Uno, dos, tres, cuatro, ya van siete, en el pelo, en la mochila, por los pasillos, en el patio, al menos doce, trece, quince, veintidós. Parece hecho de telgopor y es bien amarillo. Amarillo patito. Mide unos cuatro centímetros de alto, unos cuatro centímetros de ancho, no debe pesar más que una uva y está forrado con ese material como de felpa de los stickers de animales que coleccionaba cuando tenía 9 años y un álbum de tapa rosa con una bailarina en tutú que iba llenando de a poco. Para entenderlo hay que estar cerca. Es un pequeño pato y lleva un resorte que lo une a una hebilla negra. Es el pato “kawaii”.

La palabra viene del japonés, significa lindo o tierno o bonito o cualquier otro término que apunte a ello, a algo bello que de tan bello se sienten esas ganas de, como diría mi amiga Solange, agarrarlo de las mejillas y apretarlo tanto pero tanto de tanto amor que, bueno, si te destrozo, te destrozo. ¿No? El pato kawaii es también una moda, porque en las últimas semanas aparecieron primero en redes sociales y después en las calles y en todas partes, pero sobre todo en las cabezas de adolescentes. La mayoría de quienes lo usan se lo enganchan al pelo y la escena es algo a ser visto: una persona de unos 13 años, a veces más, mucho más, con un patito amarillo rebotando por sobre el peinado que sea: corto, corto con anteojos, largo, cola de caballo, trenza, rodete. Los pudorosos lo lucen en otras partes, lo prenden a las correas de las carteras, a los hombros, a las solapas de un abrigo. Parecen cosas de planos distintos y deben serlo, un mordisco al futuro: las redes sociales y la realidad a la vez. Algo así.

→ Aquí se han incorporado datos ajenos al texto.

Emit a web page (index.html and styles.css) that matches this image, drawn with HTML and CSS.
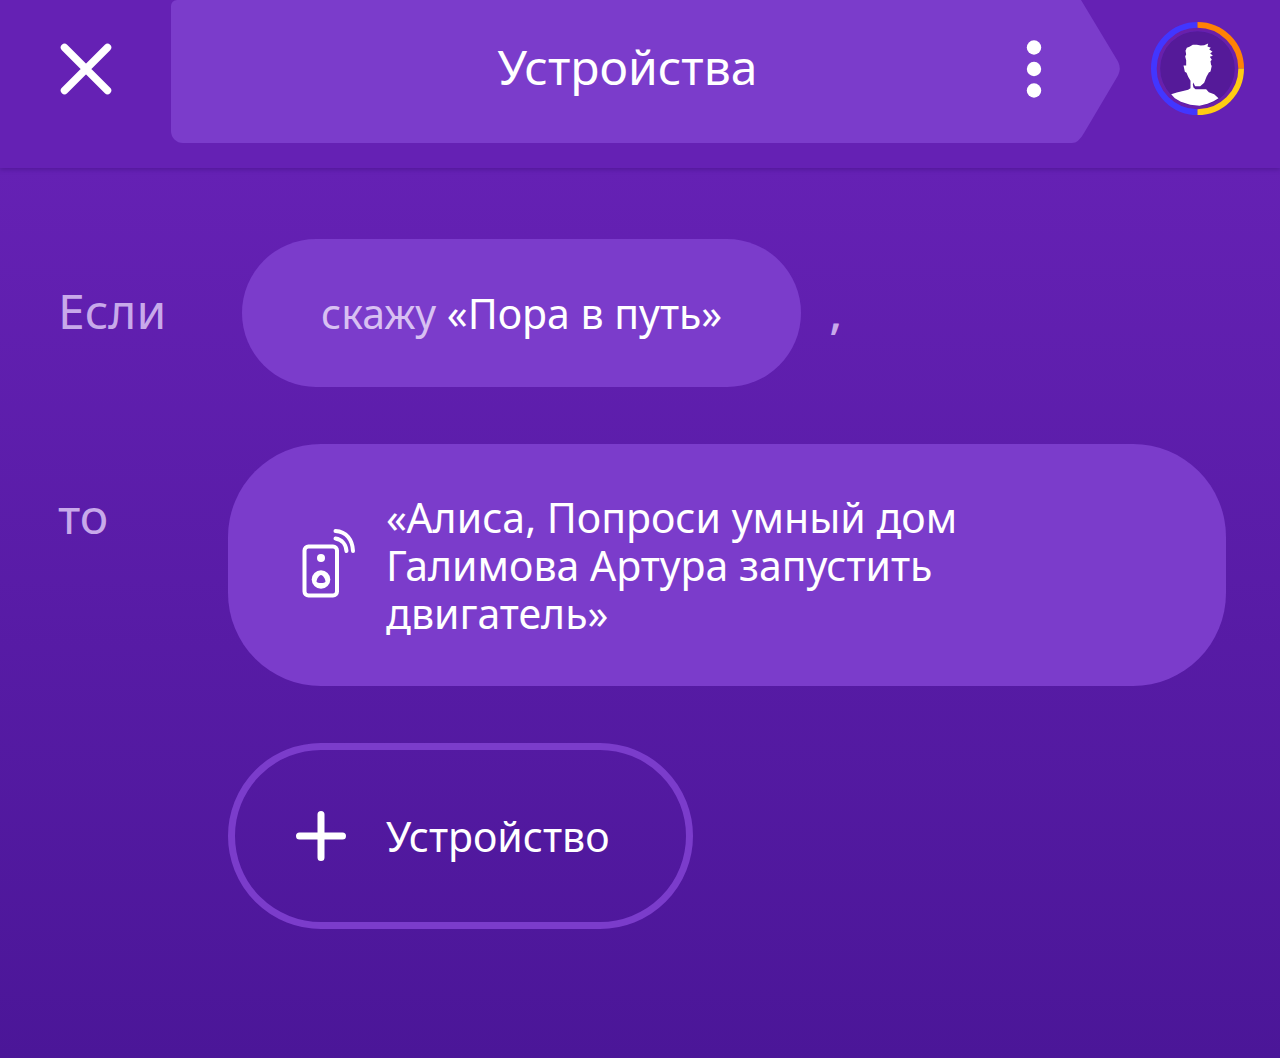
FILE: index.html
```html
<!DOCTYPE html>
<html lang="ru">
<head>
  <meta charset="UTF-8" />
  <meta name="viewport" content="width=device-width, initial-scale=1.0"/>
  <title>Устройства</title>
  <link rel="stylesheet" href="styles.css">
</head>
<body>
  <header class="header">
    <button class="close" type="button" aria-label="Закрыть">
      <svg width="52" height="52" viewBox="0 0 52 52">
        <path d="M4.500 4.500L47.500 47.500M47.500 4.500L4.500 47.500" fill="none" stroke="#fff" stroke-width="7.500" stroke-linecap="round"/>
      </svg>
    </button>
    <div class="title-bar">
      <h1 class="title">Устройства</h1>
      <button class="menu" type="button" aria-label="Меню">
        <svg width="16" height="60" viewBox="0 0 16 60">
          <g fill="#fff">
            <circle cx="8" cy="8.500" r="7.200"/>
            <circle cx="8" cy="30" r="7.200"/>
            <circle cx="8" cy="51.500" r="7.200"/>
          </g>
        </svg>
      </button>
    </div>
    <svg class="title-tip" width="48" height="143" viewBox="0 0 48 143">
      <path d="M0 0H9L46 61.500Q49.500 68.500 46 75.500L12 133Q6.500 143 0 143Z" fill="#7b3ccb"/>
    </svg>
    <a class="avatar" href="#" aria-label="Профиль">
      <svg width="93" height="93" viewBox="34.500 35.500 279 279">
        <circle cx="174" cy="175" r="112" fill="#551a99"/>
        <circle cx="174" cy="175" r="118" fill="none" stroke="#6b20a8" stroke-width="8"/>
        <g fill="none" stroke-width="17">
          <path d="M174 44A131 131 0 0 0 174 306" stroke="#4236ff"/>
          <path d="M174 44A131 131 0 0 1 305 175" stroke="#ff8205"/>
          <path d="M305 175A131 131 0 0 1 174 306" stroke="#ffcc12"/>
        </g>
        <path d="M142 113L150 110L160 104H172L184 106L194 105L206 100L204 109L214 113L209 117L219 125L212 129L220 137L211 140L217 149L213 153L215 166H217L213 184L208 187L201 200L194 218L182 228H167L161 217L160 224L162 232L168 237H200L208 246L224 252L237 264L222 273L204 281L180 287L152 284L124 275L106 264L95 252L112 247L146 239L153 234V212L146 200L141 188L136 185L132 166H140V150L137 139L140 132L138 122Z" fill="#fff"/>
      </svg>
    </a>
  </header>

  <main class="scenario">
    <div class="row">
      <span class="label">Если</span>
      <button class="phrase" type="button"><span class="muted">скажу</span> «Пора в путь»</button>
      <span class="comma">,</span>
    </div>
    <div class="row">
      <span class="label">то</span>
      <div class="actions">
        <button class="action" type="button">
          <svg width="56" height="74" viewBox="0 0 56 74">
            <g fill="none" stroke="#fff" stroke-width="4" stroke-linecap="round">
              <rect x="4.500" y="18.500" width="32.500" height="49" rx="4"/>
              <path d="M35.500 10.500C42 11.500 46 16.500 46.500 23M35.500 3C46.500 3.500 52.500 12 53 23"/>
            </g>
            <circle cx="21" cy="30" r="4" fill="#fff"/>
            <circle cx="21" cy="51.500" r="9.300" fill="#fff"/>
            <path d="M21 47C23 47 25.500 51.500 25.500 53.500C25 55.500 17 55.500 16.500 53.500C16.500 51.500 19 47 21 47Z" fill="#7b3ccb"/>
          </svg>
          <span class="action-text">«Алиса, Попроси умный дом Галимова Артура запустить двигатель»</span>
        </button>
        <button class="add" type="button">
          <svg width="56" height="56" viewBox="0 0 56 56">
            <path d="M21 6.500V49.500M-.500 28H42.500" fill="none" stroke="#fff" stroke-width="7" stroke-linecap="round"/>
          </svg>
          <span>Устройство</span>
        </button>
      </div>
    </div>
  </main>
</body>
</html>
```

FILE: styles.css
```css
* {
  box-sizing: border-box;
}
body {
  margin: 0;
  min-height: 100vh;
  font-family: "Noto Sans", "Open Sans", sans-serif;
  color: #fff;
  background: linear-gradient(to bottom, #6521b4 168px, #4b1698);
}
h1 {
  margin: 0;
}
button {
  padding: 0;
  border: none;
  background: none;
  color: inherit;
  font: inherit;
  cursor: pointer;
}
svg {
  display: block;
  overflow: visible;
  flex: none;
}
.header {
  display: flex;
  align-items: flex-start;
  height: 168px;
  background: #6521b4;
  box-shadow: 0 2px 4px rgba(60, 15, 120, 0.4);
}
.close {
  display: flex;
  justify-content: center;
  align-items: center;
  width: 171px;
  height: 137px;
}
.title-bar {
  flex: 1;
  display: grid;
  grid-template-columns: 88px 1fr 76px;
  align-items: center;
  height: 143px;
  padding-bottom: 6px;
  border-radius: 6px 0 0 12px;
  background: #7b3ccb;
}
.title {
  grid-column: 2;
  padding-bottom: 4px;
  text-align: center;
  font-size: 48px;
  line-height: 60px;
  font-weight: 400;
}
.menu {
  display: flex;
  justify-content: center;
}
.avatar {
  margin: 22px 36px 0 31px;
}
.scenario {
  padding: 71px 54px 56px 58px;
}
.row {
  display: flex;
  align-items: flex-start;
  margin-bottom: 57px;
}
.label {
  width: 170px;
  flex: none;
  font-size: 48px;
  line-height: 144px;
  color: #c8a9ea;
}
.phrase {
  height: 148px;
  margin-left: 14px;
  padding: 0 79px;
  border-radius: 74px;
  background: #7b3ccb;
  font-size: 41px;
  line-height: 48px;
}
.muted {
  color: #d8c0f2;
}
.comma {
  margin-left: 28px;
  font-size: 48px;
  font-weight: 500;
  line-height: 144px;
  color: #c8a9ea;
}
.actions {
  flex: 1;
  display: flex;
  flex-direction: column;
  align-items: flex-start;
  gap: 57px;
}
.action,
.add {
  display: flex;
  align-items: center;
  gap: 30px;
  border-radius: 93px;
  font-size: 41px;
  line-height: 48px;
  text-align: left;
}
.action {
  width: 100%;
  min-height: 242px;
  padding: 48px 72px;
  background: #7b3ccb;
}
.action-text {
  max-width: 600px;
}
.add {
  height: 186px;
  padding: 0 76px 0 65px;
  border: 7px solid #7b3ccb;
}
```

Cuesta entre ochocientos y mil quinientos pesos según el barrio, el local; en la Rural hasta hace unos días los vendían por arriba de los dos mil. Dicen muchas cosas sobre los orígenes. Que viene del animé, los dibujitos animados japoneses, que allí sus personajes suelen llevar objetos adorables sobre la cabeza. Dicen que primero lo usaron ellos y los chinos y los taiwaneses y los hongkoneses. También que es un gesto de amabilidad para el otro, que la intención es generosa, que la idea es usarlo para que quien mire sonría. Que trae suerte, que el amarillo representa energía positiva. Incluso que tiene tintes políticos, que en 2013 los patos fueron símbolo de la resistencia del pueblo de Hong Kong al gobierno chino.

La Feria del Libro de Buenos Aires estaba repleta de patitos en la cabeza. En grupo, en solitario, en selfies contra un stand. Fue ahí donde los vi en vivo por primera vez y hubo algo que me hizo pensar: nadie decía nada. No paraban a quienes los mostraban para interrumpirlos con un “¿qué es eso?; ¿de dónde lo sacaste?; ¿por qué?”. Me sentí avergonzada por querer preguntar porque hay algo bueno en esto de no hacerlo, de no cuestionar, de dejar que cada quien haga lo que quiera. Dicen que lo hacen para subirlo a Instagram, a TikTok. Dicen que es una cuestión estética. Dicen que es simpático.

Para mí es una lucha interna constante. Busco todo el tiempo entender todo. Ignorar ese primer pensamiento que tengo ante lo que pasa con las generaciones que me siguen, intento aceptar todo, ser esa persona que se pregunta todo el tiempo todo sobre lo que le enseñaron, revisar todo para romper con lo impuesto y montarlo de cero y aprender todo como si fuera nuevo. Intento no agarrarme del pasado como esa niña que acompaña a su madre cuando hace los mandados, intento quebrar mi educación muy década del 90 pero ¿por qué caminan con un pato en la cabeza? A veces me da un poco de miedo que aceptemos todo, que miremos las cosas, no las comprendamos y las aceptemos igual.

El pato es un mordisco al futuro, eso, me lo repito. Un híbrido. Hoy lo que pasa en la calle se entiende en la red social.